We can benchmark the speed of dataloading with `tfds` using `.benchmark()`. Apparently using `.prefetch(1)` improves the speed of data loading.

In [None]:
ds_benchmark_example_1 = train_ds.batch(32)

tfds.benchmark(ds_benchmark_example_1, batch_size=32)
tfds.benchmark(ds_benchmark_example_1, batch_size=32)  # Second epoch faster due to auto-caching

In [None]:
ds_benchmark_example_2 = train_ds.batch(32).prefetch(1)

tfds.benchmark(ds_benchmark_example_2, batch_size=32)
tfds.benchmark(ds_benchmark_example_2, batch_size=32)  # Second epoch faster due to auto-caching

In this example, using `.prefetch(1)` doesn't seem to make much of a differrence.

#### Data loading with `tfds` method 1: Prespecified number of training iterations 

We want to load our data either with a given batch size for a certain number of epochs or with a certain number of training iterations. We'll start by loading our data with a prespecified number of training iterations.

We'll load the dataset with 1000 training iterations and a batch size of 32, for a total of 32000 training examples.

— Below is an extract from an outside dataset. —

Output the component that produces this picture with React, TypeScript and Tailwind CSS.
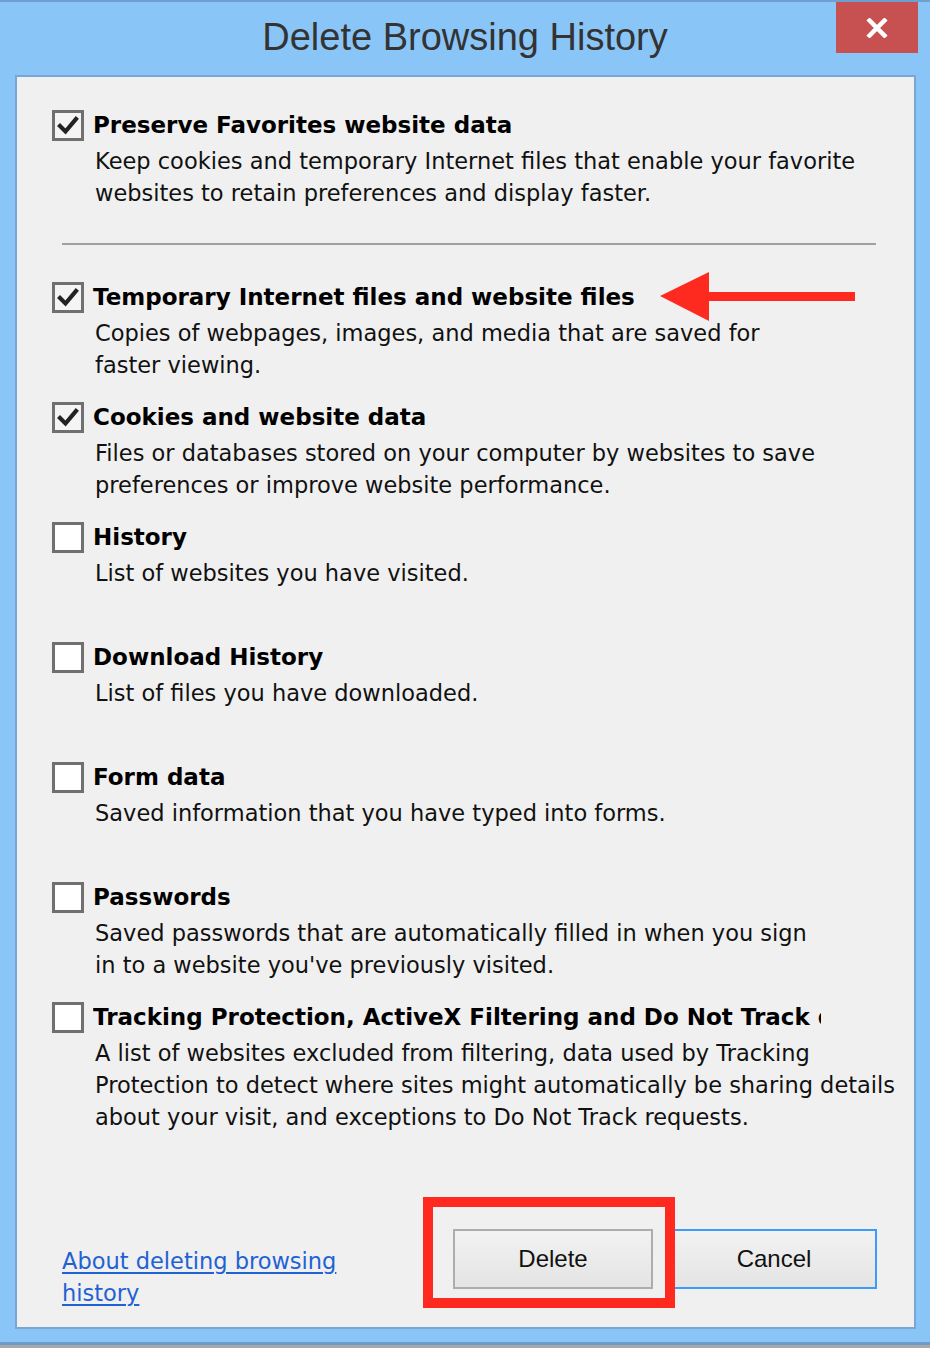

We'll start by reloading the dataset indefinitely using the `.repeat()` function. We then shuffle the dataset using a buffer size of 1024. To explain the `.shuffle()` function, see [this](https://stackoverflow.com/questions/53514495/what-does-batch-repeat-and-shuffle-do-with-tensorflow-dataset) StackOverflow post.

In [None]:
train_steps = 1000
batch_size = 32

In [None]:
train_ds_1 = train_ds.repeat().shuffle(buffer_size = 1024) 

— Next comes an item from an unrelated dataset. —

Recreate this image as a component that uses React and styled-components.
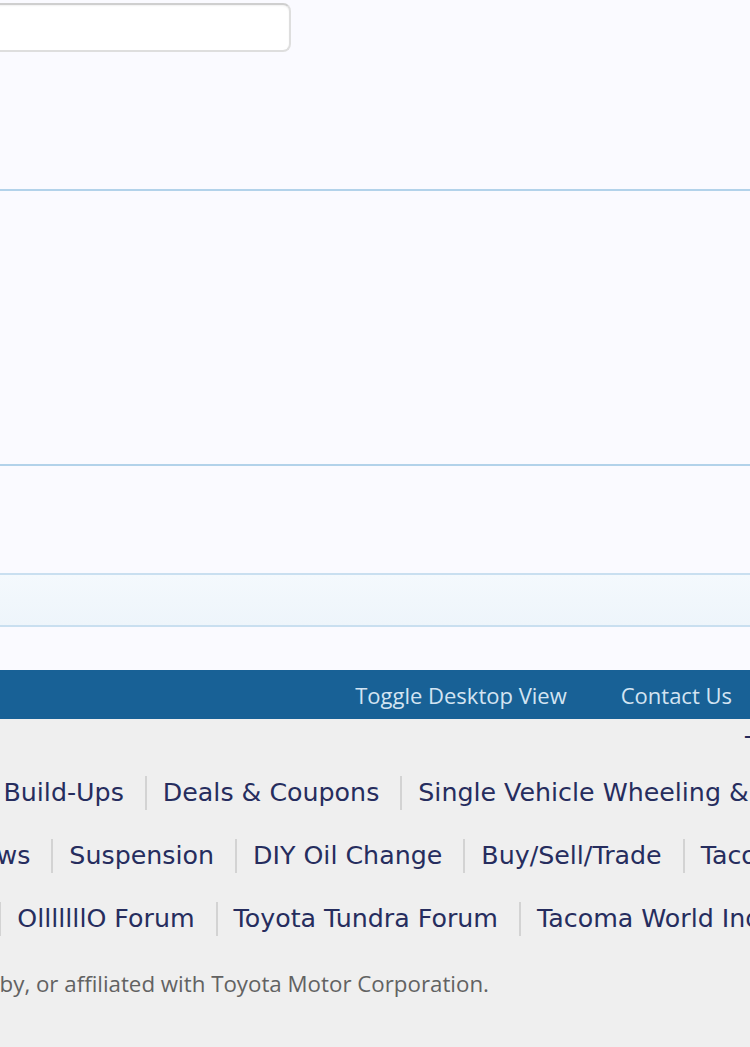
import React from 'react';
import styled, { createGlobalStyle } from 'styled-components';

const GlobalStyle = createGlobalStyle`
  html, body {
    margin: 0;
    padding: 0;
    background: #fafaff;
    overflow: hidden;
  }
`

const Page = styled.div`
  width: 750px;
  height: 1047px;
  overflow: hidden;
  display: flex;
  flex-direction: column;
`

const SearchArea = styled.div`
  height: 189px;
  padding-top: 3px;
  box-sizing: border-box;
`

const SearchInput = styled.div`
  width: 320px;
  height: 49px;
  margin-left: -29px;
  box-sizing: border-box;
  background: #ffffff;
  border: 2px solid #dedede;
  border-top-color: #cfcfcf;
  border-radius: 8px;
  box-shadow: inset 0 1px 2px rgba(0, 0, 0, 0.06);
`

const Section = styled.div`
  height: ${p => p.$height}px;
  border-top: 2px solid #b2d2ea;
  box-sizing: border-box;
`

const Band = styled.div`
  height: 54px;
  box-sizing: border-box;
  border-top: 2px solid #c9dff0;
  border-bottom: 2px solid #c9dff0;
  background: linear-gradient(to bottom, #f4f9fd, #eef5fb);
`

const Spacer = styled.div`
  height: ${p => p.$height}px;
`

const FooterBar = styled.div`
  height: 49px;
  background: #186196;
  display: flex;
  align-items: center;
  justify-content: flex-end;
  gap: 54px;
  padding-right: 18px;
  font-family: 'Open Sans', 'Noto Sans', sans-serif;
  font-size: 22px;
  color: #d3e4f2;
`

const BarLink = styled.span`
  white-space: nowrap;
`

const Lower = styled.div`
  flex: 1;
  background: #efefef;
  padding-top: 12px;
  font-family: 'DejaVu Sans', Verdana, sans-serif;
`

const RightText = styled.div`
  height: 30px;
  line-height: 30px;
  padding-left: 745px;
  font-size: 25px;
  color: #252a5a;
  white-space: nowrap;
`

const LinkRow = styled.div`
  display: flex;
  align-items: center;
  height: 63px;
  margin-left: ${p => p.$offset}px;
  white-space: nowrap;
  font-size: 25.3px;
  color: #262d5e;
`

const LinkItem = styled.span`
  display: flex;
  align-items: center;
  &::before {
    content: '';
    display: ${p => (p.$first ? 'none' : 'block')};
    width: 2px;
    height: 34px;
    margin: 0 16px 0 21px;
    background: #d3d3d3;
  }
`

const Disclaimer = styled.div`
  margin-top: 18px;
  margin-left: ${p => p.$offset}px;
  white-space: nowrap;
  font-family: 'Open Sans', 'Noto Sans', sans-serif;
  font-size: 22.3px;
  color: #626262;
`

const rows = [
  { offset: -139, items: ['Reviews', 'Build-Ups', 'Deals & Coupons', 'Single Vehicle Wheeling & Camping'] },
  { offset: -38, items: ['News', 'Suspension', 'DIY Oil Change', 'Buy/Sell/Trade', 'Tacoma Photos'] },
  { offset: -118, items: ['Tacoma', 'OlllllllO Forum', 'Toyota Tundra Forum', 'Tacoma World Index'] },
];

const App = () => {
  return (
    <Page>
      <GlobalStyle />
      <SearchArea>
        <SearchInput />
      </SearchArea>
      <Section $height={275} />
      <Section $height={109} />
      <Band />
      <Spacer $height={43} />
      <FooterBar>
        <BarLink>Toggle Desktop View</BarLink>
        <BarLink>Contact Us</BarLink>
      </FooterBar>
      <Lower>
        <RightText>Top</RightText>
        {rows.map((row, i) => (
          <LinkRow key={i} $offset={row.offset}>
            {row.items.map((item, j) => (
              <LinkItem key={item} $first={j === 0}>{item}</LinkItem>
            ))}
          </LinkRow>
        ))}
        <Disclaimer $offset={-324}>
          Tacoma World is not endorsed by, or affiliated with Toyota Motor Corporation.
        </Disclaimer>
      </Lower>
    </Page>
  );
};

export default App;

We can now take data indefinitely from our dataset. But we'll want to fetch data with a batch size of 32. For this, we'll use the functions `.batch(batch_size)` and the `.take(train_steps)`. We'll also use the `.prefetch(1)` function which apparently improves the latency of the dataset loading.

In [None]:
train_ds_1 = train_ds_1.batch(batch_size, drop_remainder=True)
train_ds_1 = train_ds_1.take(train_steps)
train_ds_1 = train_ds_1.prefetch(1)

We can now iterate over our dataset by converting the dataset to a numpy iterator, using the `.as_numpy_iterator()` function.

In [None]:
for step, batch in enumerate(train_ds_1.as_numpy_iterator()):
    pass
    
print(step)
print(batch['image'].shape)
print(batch['label'].shape)

As you can see, we've performed 1000 iterations over the dataset and each dataset has a batch size of 32. As we wanted!

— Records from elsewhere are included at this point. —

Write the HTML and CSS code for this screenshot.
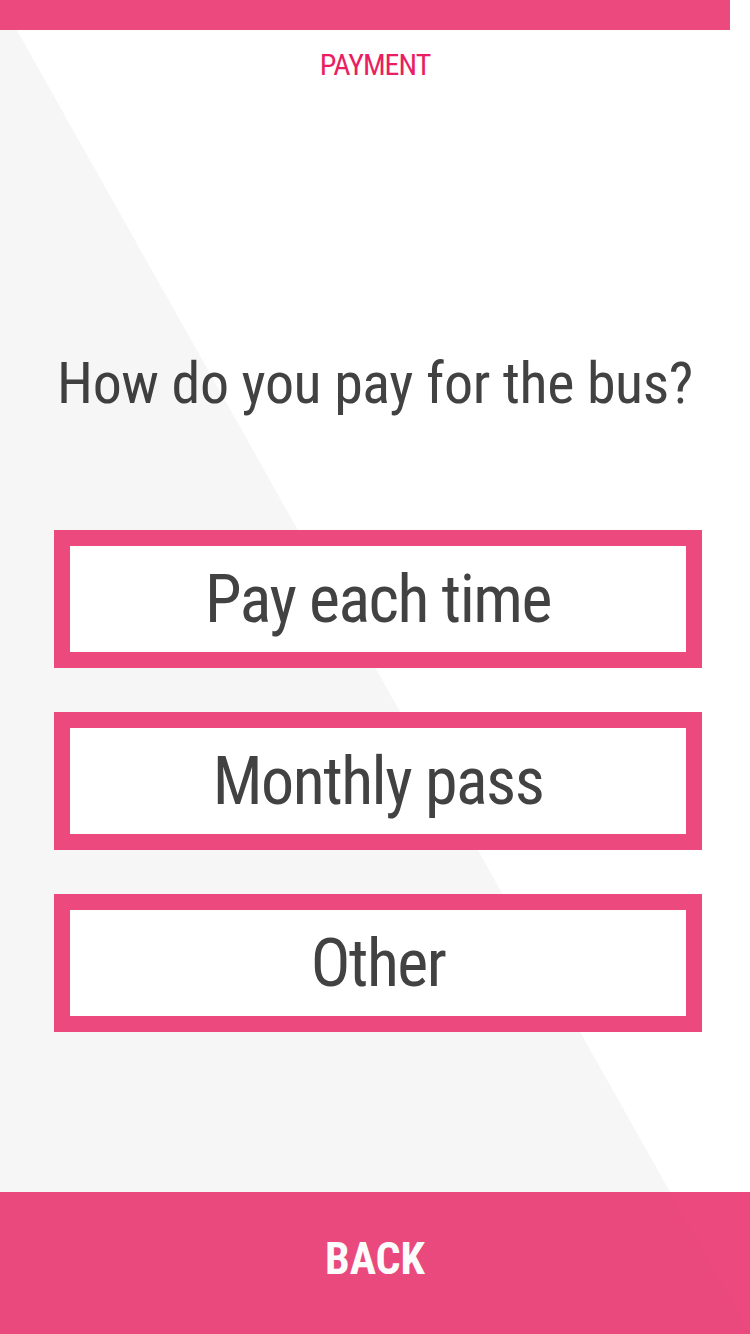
FILE: index.html
```html
<!DOCTYPE html>
<html lang="en">
<head>
<meta charset="utf-8">
<title>Payment</title>
<link rel="stylesheet" href="styles.css">
</head>
<body>
<div class="screen">
  <div class="topbar"></div>
  <div class="step">PAYMENT</div>
  <h1 class="question">How do you pay for the bus?</h1>
  <div class="options">
    <button class="option">Pay each time</button>
    <button class="option">Monthly pass</button>
    <button class="option">Other</button>
  </div>
  <button class="back">BACK</button>
</div>
</body>
</html>
```
FILE: styles.css
```css
html, body {
  margin: 0;
  padding: 0;
  background: #ffffff;
}
.screen {
  position: relative;
  width: 750px;
  height: 1334px;
  overflow: hidden;
  display: flex;
  flex-direction: column;
  font-family: "Roboto Condensed", "Roboto", sans-serif;
  font-stretch: condensed;
  color: #424242;
}
.screen::before {
  content: "";
  position: absolute;
  inset: 0;
  background: rgba(0, 0, 0, 0.035);
  clip-path: polygon(0 0, 750px 1334px, 0 1334px);
  z-index: 1;
  pointer-events: none;
}
.topbar {
  width: 730px;
  height: 30px;
  background: #ec4a7e;
  flex: none;
  position: relative;
  z-index: 2;
}
.step {
  margin-top: 15px;
  text-align: center;
  font-size: 30px;
  line-height: 40px;
  letter-spacing: -1px;
  color: #e91e63;
}
.question {
  margin: 262px 0 0;
  text-align: center;
  font-weight: normal;
  font-size: 58px;
  line-height: 72px;
  letter-spacing: -0.4px;
  color: #424242;
  white-space: nowrap;
}
.options {
  position: relative;
  z-index: 2;
  margin-top: 111px;
  padding-left: 6px;
  display: flex;
  flex-direction: column;
  align-items: center;
  gap: 44px;
}
.option {
  box-sizing: border-box;
  width: 648px;
  height: 138px;
  border: 16px solid #ec4a7e;
  background: #ffffff;
  font-family: inherit;
  font-stretch: inherit;
  font-size: 66px;
  letter-spacing: -1.5px;
  color: #424242;
  padding: 0;
  margin: 0;
}
.back {
  position: relative;
  z-index: 2;
  margin-top: auto;
  height: 142px;
  width: 100%;
  border: 0;
  background: #ec4a7e;
  color: #ffffff;
  font-family: inherit;
  font-stretch: inherit;
  font-weight: bold;
  font-size: 44px;
  padding: 0 0 9px;
}
.back::before {
  content: "";
  position: absolute;
  inset: 0;
  background: rgba(0, 0, 0, 0.012);
  clip-path: polygon(0 0, 670px 0, 750px 142px, 0 142px);
}
```
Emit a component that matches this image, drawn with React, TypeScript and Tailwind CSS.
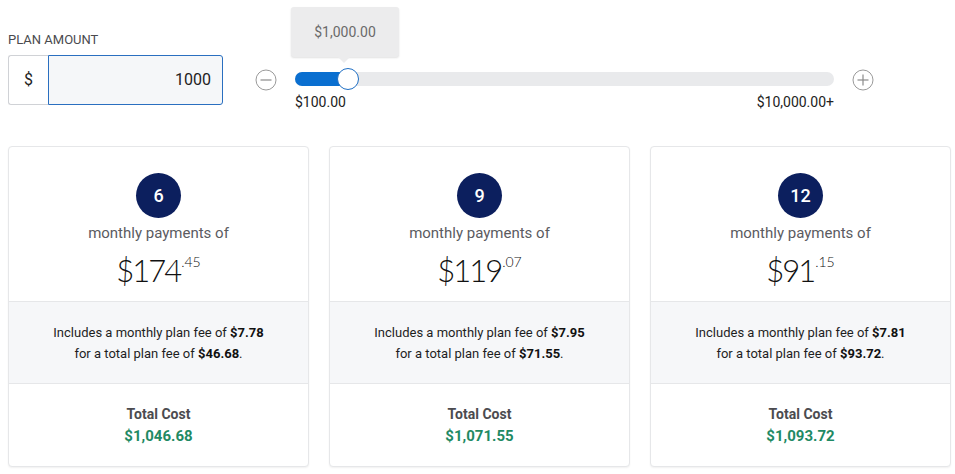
import React from "react";

type Plan = {
  n: number;
  dollars: string;
  cents: string;
  monthlyFee: string;
  totalFee: string;
  total: string;
};

const plans: Plan[] = [
  { n: 6, dollars: "$174", cents: ".45", monthlyFee: "$7.78", totalFee: "$46.68", total: "$1,046.68" },
  { n: 9, dollars: "$119", cents: ".07", monthlyFee: "$7.95", totalFee: "$71.55", total: "$1,071.55" },
  { n: 12, dollars: "$91", cents: ".15", monthlyFee: "$7.81", totalFee: "$93.72", total: "$1,093.72" },
];

function CircleIcon({ plus }: { plus?: boolean }) {
  return (
    <svg width="22" height="22" viewBox="0 0 22 22" className="block">
      <circle cx="11" cy="11" r="10" fill="white" stroke="#9a9a9a" strokeWidth="1" />
      <line x1="5.5" y1="11" x2="16.5" y2="11" stroke="#8a8a8a" strokeWidth="1.2" />
      {plus && <line x1="11" y1="5.5" x2="11" y2="16.5" stroke="#8a8a8a" strokeWidth="1.2" />}
    </svg>
  );
}

function Card({ p }: { p: Plan }) {
  return (
    <div className="w-[301px] shrink-0 h-[321px] rounded-[4px] border border-[#e6e7e9] bg-white shadow-[0_1px_2px_rgba(0,0,0,0.06)] flex flex-col overflow-hidden">
      <div className="h-[155px] shrink-0 flex flex-col items-center pt-[26px] border-b border-[#e6e7e9]">
        <div className="w-[45px] h-[45px] rounded-full bg-[#0c1f5e] flex items-center justify-center text-white text-[18px] font-medium leading-none">
          {p.n}
        </div>
        <div className="mt-[5px] text-[15px] leading-[20px] text-[#5b5b5f]">monthly payments of</div>
        <div className="mt-[10px] flex items-start text-[#111] [font-family:Lato,sans-serif] font-light">
          <span className="text-[31px] leading-[34px] tracking-[-2px]">{p.dollars}</span>
          <span className="text-[14px] leading-[14px] mt-[2px] ml-[1px]">{p.cents}</span>
        </div>
      </div>
      <div className="h-[82px] shrink-0 bg-[#f6f7f9] border-b border-[#e6e7e9] flex flex-col items-center justify-center text-[13px] leading-[21px] text-[#1e1e1e]">
        <div>
          Includes a monthly plan fee of <span className="font-bold text-[#111]">{p.monthlyFee}</span>
        </div>
        <div>
          for a total plan fee of <span className="font-bold text-[#111]">{p.totalFee}</span>.
        </div>
      </div>
      <div className="flex-1 flex flex-col items-center pt-[20px]">
        <div className="text-[14px] leading-[20px] font-bold text-[#4b4b4f]">Total Cost</div>
        <div className="mt-[2px] text-[15px] leading-[20px] font-bold text-[#1f8a64]">{p.total}</div>
      </div>
    </div>
  );
}

export default function App() {
  return (
    <div className="w-[955px] h-[474px] bg-white [font-family:Roboto,'Liberation_Sans',sans-serif] overflow-hidden">
      <div className="flex items-start px-2 pt-[33px]">
        <div className="flex flex-col w-[215px]">
          <div className="text-[13px] leading-[14px] text-[#4a4a4e] uppercase">Plan Amount</div>
          <div className="mt-[8px] flex h-[50px]">
            <div className="w-[40px] border border-[#d0d2d6] border-r-0 rounded-l-[3px] bg-white flex items-center justify-center text-[16px] text-[#222]">
              $
            </div>
            <div className="flex-1 border border-[#2a6fc0] rounded-r-[3px] bg-[#f5f7f9] flex items-center justify-end pr-[11px] text-[16px] text-[#222]">
              1000
            </div>
          </div>
        </div>
        <div className="ml-[32px] mt-[36px] flex items-start">
          <CircleIcon />
          <div className="ml-[18px] w-[539px] flex flex-col">
            <div className="relative mt-[3px] h-[14px] rounded-full bg-[#e9eaec]">
              <div className="absolute left-0 top-0 h-[14px] w-[54px] rounded-full bg-[#0a6fd0]" />
              <div className="absolute left-[42px] top-[-4px] w-[22px] h-[22px] rounded-full bg-white border-[1.5px] border-[#1f6fc4]" />
              <div className="absolute left-[-4px] top-[-65px] w-[108px] h-[50px] rounded-[3px] bg-[#ececed] shadow-[0_1px_2px_rgba(0,0,0,0.12)] flex items-center justify-center text-[14px] text-[#6a6a6a]">
                $1,000.00
                <div className="absolute left-[46px] bottom-[-6px] w-0 h-0 border-l-[7px] border-r-[7px] border-t-[7px] border-l-transparent border-r-transparent border-t-[#ececed]" />
              </div>
            </div>
            <div className="mt-[8px] flex justify-between text-[14px] leading-[16px] text-[#222]">
              <span>$100.00</span>
              <span>$10,000.00+</span>
            </div>
          </div>
          <div className="ml-[18px]">
            <CircleIcon plus />
          </div>
        </div>
      </div>
      <div className="flex gap-[20px] pl-2 mt-[36px]">
        {plans.map((p) => (
          <Card key={p.n} p={p} />
        ))}
      </div>
    </div>
  );
}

#### Data loading with `tfds` method 2: Prespecified number of epochs

We'll now perform a pre-specified number of epochs over the dataset. Instead of repeating an indefinite number of times, then batching, we'll need to batch our dataset first, then repeat `num_epochs` times. We'll also want to shuffle first, as this ensures that the batches in each epoch are different.  

In [None]:
batch_size = 32
num_epochs = 5

In [None]:
train_ds_2 = train_ds.shuffle(buffer_size = 1024).batch(batch_size, drop_remainder=True).repeat(num_epochs).prefetch(1)

In [None]:
counter = 0
for step, batch in enumerate(train_ds_2.as_numpy_iterator()):
    counter += 1
print(counter)
print(batch['image'].shape)
print(batch['label'].shape)

We've now performed 5 epochs over the dataset, as desired.

### 3.2: PyTorch data loading

Loading datasets using PyTorch's `Dataloader` function is easy. We'll first import MNIST using `torchvision`. 

In [None]:
from torchvision import datasets
from torchvision.transforms import ToTensor
from torch.utils.data import DataLoader

In [None]:
training_data = datasets.MNIST(
    root="datasets",
    train=True,
    download=True,
    transform=ToTensor()
)

test_data = datasets.MNIST(
    root="datasets",
    train=False,
    download=True,
    transform=ToTensor()
)

We then convert the data into a `DataLoader` object, with a given batch size.  

In [None]:
train_dataloader = DataLoader(training_data, batch_size=64, shuffle=True)
test_dataloader = DataLoader(test_data, batch_size=64, shuffle=True)

We can then iterate over the `DataLoader` objects.

In [None]:
for step, (train_features, train_labels) in enumerate(train_dataloader):
    pass
print(step)
print(train_features.shape)
print(train_labels.shape)

It looks like, if we want to convert these to numpy arrays, we'll have to manually convert them.